Israel's ambassador to the UK, Daniel Taub, has called on the Jewish community to build on the success of this year's March of the Living and boost the numbers of British young people attending the event in the future. He is also understood to be keen to attract significant numbers from the Israeli community resident in Britain.
This year's 25th anniversary march saw 11,000 people walk from Auschwitz to Birkenau on April 19 to mark Yom Hashoah. The event, established to oppose the growing tide of Holocaust denial, has grown into a major international phenomenon, attracting participants from 40 other countries.
March of the Living UK has been operating for just three years and 180 people travelled to Poland for the 2012 event. Canada, which has been involved from the beginning of the initiative, sends around 900 people. March of the Living UK aims to rival the French contingent of 500 over the next few years
MOTL UK chairman Scott Saunders said he was particularly struck by the ability of the event to bring people together from across the British Jewish community. "We had 180 participants from across the breadth of the UK, a complete cross-section of our community, coming from 12 different student and youth movements. When I heard them singing in the Kupah Synagogue in Krakow together as one British community, I realised something unique was happening."
Mr Taub spoke to the British delegation at the memorial to the victims of the Auschwitz-Monowitz labour camp, who worked at the IG Farben chemical factory. He said: "I urge every member of the community to participate in the March of the Living.
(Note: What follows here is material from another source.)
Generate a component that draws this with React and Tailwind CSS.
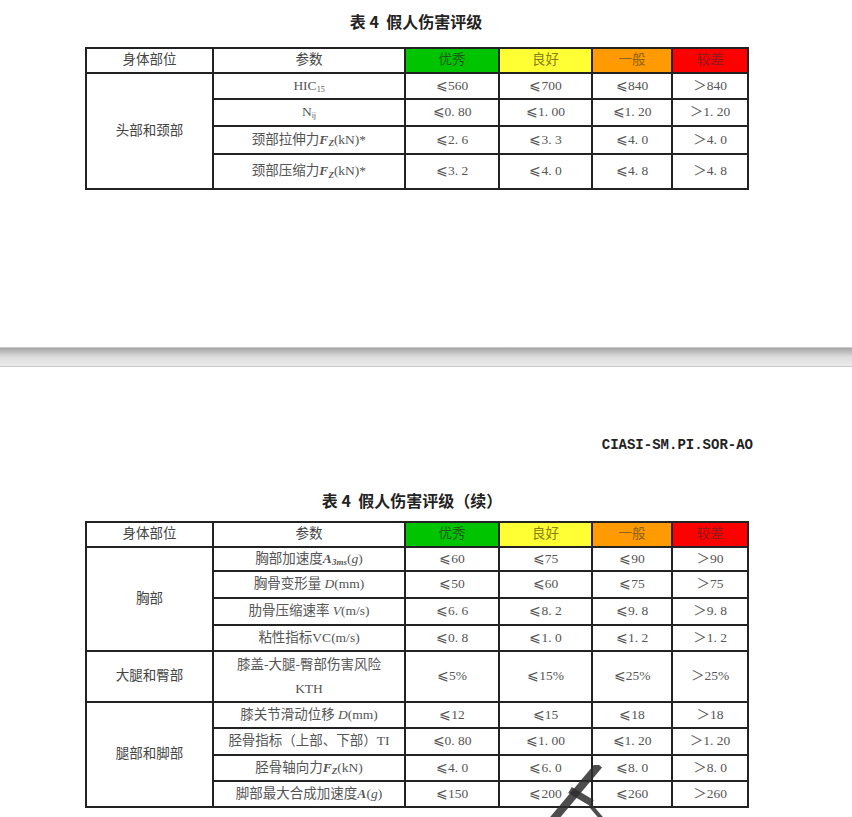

As we approach the moment when the Shoah will cease to be memory and will become history, it is crucial that we, too, become a generation of witnesses."
In response to a JC campaign, a small ceremony was held to pay tribute to the British prisoners of war held at Auschwitz, the British Jewish soldiers captured by the Nazis, and the hundreds of Jews from mandate-era Palestine fighting in the British army who ended up in German hands.
Mr Saunders called on young people with research experience to help trace documents held in archives around the world which might shed light on the Auschwitz POW camp and the role played by British soldiers in alerting the War Office to the Holocaust.